The Fairmont Empress illuminating the inner harbor

The Fairmont Empress illuminating the inner harbor

 

 

We stayed at the Victoria Marriott Inner Harbour which has elegant rooms, impeccable service, splendid views and $4 CAD wine at happy hour! You’ll notice that I’ve commented on the beautiful views at each hotel, and I realize this trip was all about the views.
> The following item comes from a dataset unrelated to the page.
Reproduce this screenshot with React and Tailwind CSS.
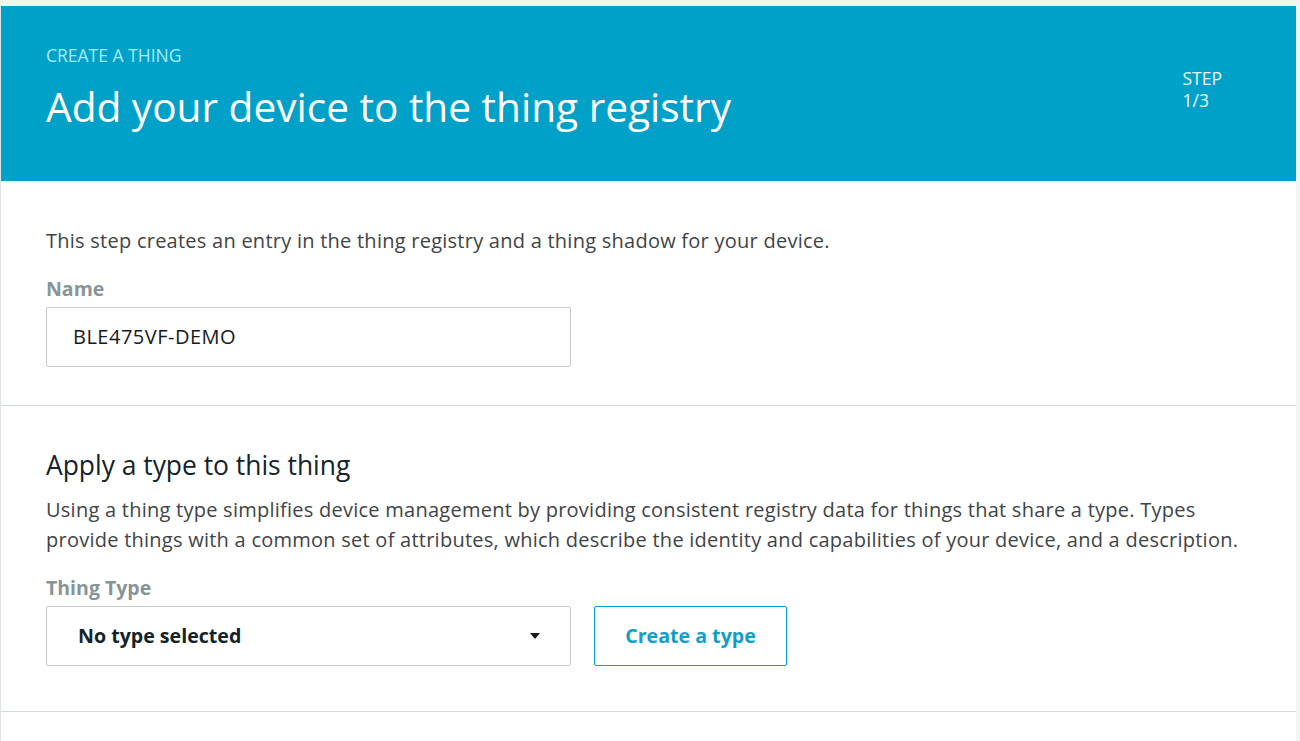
import React from 'react';

const font = { fontFamily: '"Open Sans", "Noto Sans", sans-serif' };

const App = () => {
  return (
    <div className="min-h-screen bg-[#f2f3f3] pt-[6px] pr-[4px]" style={font}>
      <div className="bg-white border-l border-[#e1e4e4] min-h-[735px]">
        {/* Header */}
        <div className="bg-[#00a1c9] h-[175px] flex justify-between pl-[45px] pr-[74px]">
          <div className="pt-[38px]">
            <div className="text-[17.5px] leading-[22px] text-[#a6ecfb] uppercase">Create a thing</div>
            <h1 className="mt-[16px] text-[40.6px] leading-[50px] text-white font-normal">
              Add your device to the thing registry
            </h1>
          </div>
          <div className="pt-[61px] text-[17.5px] leading-[22px] text-[#e6f8fc]">
            <div>STEP</div>
            <div>1/3</div>
          </div>
        </div>

        {/* Name section */}
        <div className="px-[45px] pt-[46px] pb-[38px] border-b border-[#d5dbdb]">
          <p className="text-[20px] leading-[28px] tracking-[0.25px] text-[#3f4447]">
            This step creates an entry in the thing registry and a thing shadow for your device.
          </p>
          <div className="mt-[21px] text-[19.5px] leading-[26px] font-bold text-[#879596]">Name</div>
          <div className="mt-[5px] w-[525px] h-[60px] border border-[#c6cccc] rounded-[2px] flex items-center px-[26px] text-[20px] tracking-[0.5px] text-[#16191f]">
            BLE475VF-DEMO
          </div>
        </div>

        {/* Type section */}
        <div className="pl-[45px] pr-[40px] pt-[42px] pb-[45px] border-b border-[#d5dbdb]">
          <h2 className="text-[26.4px] leading-[34px] text-[#13232a] font-normal">Apply a type to this thing</h2>
          <p className="mt-[13px] text-[20px] leading-[30px] tracking-[0.25px] text-[#3f4447]">
            Using a thing type simplifies device management by providing consistent registry data for things that share a type. Types provide things with a common set of attributes, which describe the identity and capabilities of your device, and a description.
          </p>
          <div className="mt-[20px] text-[19.5px] leading-[26px] font-bold text-[#879596]">Thing Type</div>
          <div className="mt-[5px] flex gap-[23px]">
            <div className="w-[525px] h-[60px] border border-[#c6cccc] rounded-[2px] flex items-center justify-between pl-[31px] pr-[30px]">
              <span className="text-[19.6px] font-bold text-[#13232a]">No type selected</span>
              <svg width="10" height="6" viewBox="0 0 10 6">
                <path d="M0 0 L10 0 L5 6 Z" fill="#16191f" />
              </svg>
            </div>
            <button className="w-[193px] h-[60px] border border-[#00a1c9] rounded-[2px] text-[19.6px] font-bold text-[#0f9fc7] bg-white">
              Create a type
            </button>
          </div>
        </div>
      </div>
    </div>
  );
};

export default App;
The pride of Vancouver Island is the Butchart Gardens and it’s justifiably one of the most famous gardens in the world.   It should be on the “must see” list for anyone who loves flowers. At each turn, you are overwhelmed with the beauty and creativity of the designs. Add to that the excellent growing climate and you have the makings of an unforgettable experience. It’s actually quite compact which means you don’t walk through acres of grass to access each garden and I think that adds to the impact. Enjoy the pictures but I promise you the experience of a lifetime if you visit in person!   It’s breathtaking!

 

Sunken garden - a former stone quarry - Butchart Gardens

Sunken garden – a former stone quarry – Butchart Gardens

 

 

The Italian garden lily pond

The Italian garden lily pond

 

We returned to Seattle via the Victoria Clipper, a high-speed passenger ferry which conveniently departed from the inner harbour. It was a comfortable crossing and we even had a whale sighting on the way. The journey was one which opened our eyes to the majesty of North America, exposed us to the impact of the indigenous tribes, the First Nations, of British Columbia, and started the planning for our next adventure!   Good travels to you too!